*YOUR GOAL*: For the data below, report only the number of lines containing the string "styles".

*EXERCISE INPUT*:
## BEGIN
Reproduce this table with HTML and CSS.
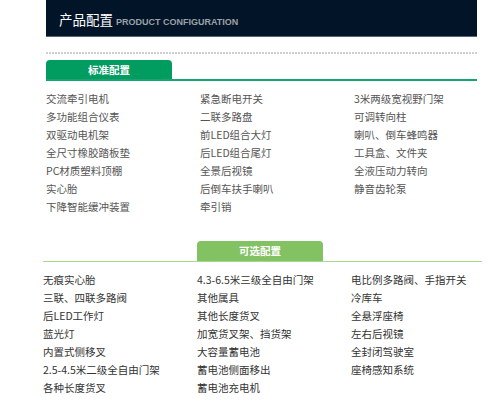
FILE: index.html
```html
<!DOCTYPE html>
<html lang="zh-CN">
<head>
<meta charset="utf-8">
<title>产品配置</title>
<link rel="stylesheet" href="styles.css">
</head>
<body>
<div class="header">
  <span class="title-cn">产品配置</span>
  <span class="title-en">PRODUCT CONFIGURATION</span>
</div>
<div class="dash"></div>

<section class="sec sec-std">
  <div class="tabbar std"><div class="tab std-tab">标准配置</div></div>
  <div class="grid std-grid">
    <div>交流牵引电机</div><div>紧急断电开关</div><div>3米两级宽视野门架</div>
    <div>多功能组合仪表</div><div>二联多路盘</div><div>可调转向柱</div>
    <div>双驱动电机架</div><div>前LED组合大灯</div><div>喇叭、倒车蜂鸣器</div>
    <div>全尺寸橡胶踏板垫</div><div>后LED组合尾灯</div><div>工具盒、文件夹</div>
    <div>PC材质塑料顶棚</div><div>全景后视镜</div><div>全液压动力转向</div>
    <div>实心胎</div><div>后倒车扶手喇叭</div><div>静音齿轮泵</div>
    <div>下降智能缓冲装置</div><div>牵引销</div>
  </div>
</section>

<section class="sec sec-opt">
  <div class="tabbar opt"><div class="tab opt-tab">可选配置</div></div>
  <div class="grid opt-grid">
    <div>无痕实心胎</div><div>4.3-6.5米三级全自由门架</div><div>电比例多路阀、手指开关</div>
    <div>三联、四联多路阀</div><div>其他属具</div><div>冷库车</div>
    <div>后LED工作灯</div><div>其他长度货叉</div><div>全悬浮座椅</div>
    <div>蓝光灯</div><div>加宽货叉架、挡货架</div><div>左右后视镜</div>
    <div>内置式侧移叉</div><div>大容量蓄电池</div><div>全封闭驾驶室</div>
    <div>2.5-4.5米二级全自由门架</div><div>蓄电池侧面移出</div><div>座椅感知系统</div>
    <div>各种长度货叉</div><div>蓄电池充电机</div>
  </div>
</section>
</body>
</html>
```

FILE: styles.css
```css
html, body {
  margin: 0;
  padding: 0;
  background: #ffffff;
  font-family: "Noto Sans CJK SC", "Liberation Sans", sans-serif;
}

.header {
  margin-left: 46px;
  width: 418px;
  height: 25px;
  padding: 11px 0 0 13px;
  background: #021428;
  border-bottom: 1px solid #5b6470;
  display: flex;
  align-items: baseline;
  line-height: 17px;
}

.title-cn {
  color: #ffffff;
  font-size: 13.5px;
}

.title-en {
  margin-left: 3px;
  color: #9ca2a8;
  font-family: "Liberation Sans", sans-serif;
  font-weight: bold;
  font-size: 9px;
}

.dash {
  margin: 15px 0 0 46px;
  width: 431px;
  height: 2px;
  background: repeating-linear-gradient(to right, #cfcfcf 0 2px, transparent 2px 3px);
}

.sec-std {
  margin: 6px 0 0 46px;
  width: 431px;
}

.sec-opt {
  margin: 25px 0 0 43px;
  width: 439px;
}

.tabbar {
  display: flex;
}

.tabbar.std {
  border-bottom: 2px solid #18a46f;
}

.tabbar.opt {
  border-bottom: 1px solid #a8d78f;
  padding-left: 154px;
}

.tab {
  width: 126px;
  height: 19px;
  line-height: 19px;
  text-align: center;
  color: #ffffff;
  font-size: 10.5px;
  font-weight: bold;
  border-radius: 4px 4px 0 0;
}

.std-tab {
  background: #009c60;
}

.opt-tab {
  height: 20px;
  line-height: 20px;
  background: #83c262;
}

.grid {
  display: grid;
  grid-template-columns: 154px 154px 1fr;
  font-size: 10.5px;
  line-height: 18px;
  white-space: nowrap;
}

.std-grid {
  margin-top: 9px;
  color: #555555;
}

.opt-grid {
  margin-top: 9px;
  color: #333333;
}
```
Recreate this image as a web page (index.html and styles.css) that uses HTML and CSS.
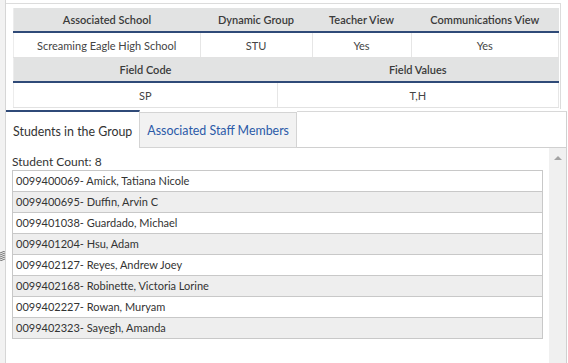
FILE: index.html
```html
<!DOCTYPE html>
<html lang="en">
<head>
  <meta charset="UTF-8">
  <title>Dynamic Group Details</title>
  <link rel="stylesheet" href="styles.css">
</head>
<body>
  <div class="layout">
    <div class="splitter">
      <svg class="grip" viewBox="0 0 6 10" width="6" height="10">
        <path d="M0,2 L5,0 M0,4 L5,2 M0,6 L5,4 M0,8 L5,6 M0,10 L5,8" stroke="#777" stroke-width="1" fill="none"/>
      </svg>
    </div>
    <div class="main">
      <div class="details">
        <table class="grid">
          <tr>
            <th class="c1">Associated School</th>
            <th class="c2">Dynamic Group</th>
            <th class="c3">Teacher View</th>
            <th class="c4">Communications View</th>
          </tr>
          <tr>
            <td>Screaming Eagle High School</td>
            <td>STU</td>
            <td>Yes</td>
            <td>Yes</td>
          </tr>
        </table>
        <table class="grid">
          <tr>
            <th class="f1">Field Code</th>
            <th>Field Values</th>
          </tr>
          <tr>
            <td>SP</td>
            <td>T,H</td>
          </tr>
        </table>
      </div>

      <div class="tabs">
        <div class="tab active">Students in the Group</div>
        <div class="tab">Associated Staff Members</div>
        <div class="tab-rest"></div>
      </div>

      <div class="panel">
        <div class="panel-body">
          <div class="count">Student Count: 8</div>
          <ul class="students">
            <li>0099400069- Amick, Tatiana Nicole</li>
            <li>0099400695- Duffin, Arvin C</li>
            <li>0099401038- Guardado, Michael</li>
            <li>0099401204- Hsu, Adam</li>
            <li>0099402127- Reyes, Andrew Joey</li>
            <li>0099402168- Robinette, Victoria Lorine</li>
            <li>0099402227- Rowan, Muryam</li>
            <li>0099402323- Sayegh, Amanda</li>
          </ul>
        </div>
        <div class="scrollbar">
          <span class="arrow"></span>
        </div>
      </div>
    </div>
  </div>
</body>
</html>
```

FILE: styles.css
```css
html, body {
  margin: 0;
  height: 100%;
  overflow: hidden;
}
body {
  font-family: Lato, "Open Sans", Arial, sans-serif;
  color: #333;
  background: #fff;
}
.layout {
  display: flex;
  height: 363px;
}
.splitter {
  width: 6px;
  background: #f2f2f2;
  border-right: 1px solid #d6d6d6;
  display: flex;
  flex-direction: column;
  align-items: center;
  padding-top: 251px;
  box-sizing: border-box;
}
.grip {
  display: block;
}
.main {
  flex: 1;
  display: flex;
  flex-direction: column;
  padding-right: 1px;
}
.details {
  margin-top: 3px;
  margin-right: 6px;
  border-top: 1px solid #dcdcdc;
  border-right: 1px solid #dcdcdc;
  padding: 4px 1px 1px 7px;
}
.grid {
  width: 100%;
  border-collapse: collapse;
  font-size: 11px;
  text-align: center;
  border-left: 1px solid #ececec;
}
.grid th {
  background: #e2e3e3;
  font-weight: 600;
  color: #3a3a3a;
  height: 23px;
  padding: 0;
  border-bottom: 2px solid #2f4a78;
}
.grid td {
  height: 24px;
  padding: 0;
  border-right: 1px solid #e6e6e6;
  border-bottom: 1px solid #e2e2e2;
  color: #444;
}
.c1 { width: 186px; }
.c2 { width: 112px; }
.c3 { width: 99px; }
.f1 { width: 263px; }

.tabs {
  display: flex;
  margin-top: 1px;
  height: 38px;
  white-space: nowrap;
}
.tab {
  font-size: 12.4px;
  padding: 0 7px;
  display: flex;
  align-items: center;
  box-sizing: border-box;
  background: #f2f2f2;
  color: #2b5aa8;
  border-top: 1px solid #d4d4d4;
  border-right: 1px solid #d4d4d4;
  border-bottom: 1px solid #d4d4d4;
  margin-top: 2px;
}
.tab.active {
  background: #fff;
  color: #333;
  border-top: 2px solid #2f4a78;
  border-right: 1px solid #d4d4d4;
  border-bottom: none;
  margin-top: 0;
  padding-top: 2px;
}
.tab-rest {
  flex: 1;
  margin-top: 1px;
  border-top: 1px solid #d8d8d8;
  border-right: 1px solid #d0d0d0;
  border-bottom: 1px solid #d0d0d0;
}
.panel {
  flex: 1;
  display: flex;
  border-right: 1px solid #d0d0d0;
}
.panel-body {
  flex: 1;
  padding: 6px 6px 0 6px;
}
.count {
  font-size: 12px;
  line-height: 16px;
  color: #333;
}
.students {
  list-style: none;
  margin: 0;
  padding: 0;
  border: 1px solid #c8c8c8;
  border-bottom: none;
}
.students li {
  height: 20px;
  line-height: 20px;
  font-size: 11px;
  padding-left: 3px;
  border-bottom: 1px solid #c8c8c8;
  color: #333;
}
.students li:nth-child(even) {
  background: #eeeeee;
}
.scrollbar {
  width: 17px;
  background: #f0f0f0;
  display: flex;
  justify-content: center;
  padding-top: 8px;
  box-sizing: border-box;
}
.arrow {
  width: 0;
  height: 0;
  border-left: 4px solid transparent;
  border-right: 4px solid transparent;
  border-bottom: 4px solid #a3a3a3;
}
```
## END
*EXERCISE OUTPUT*: 5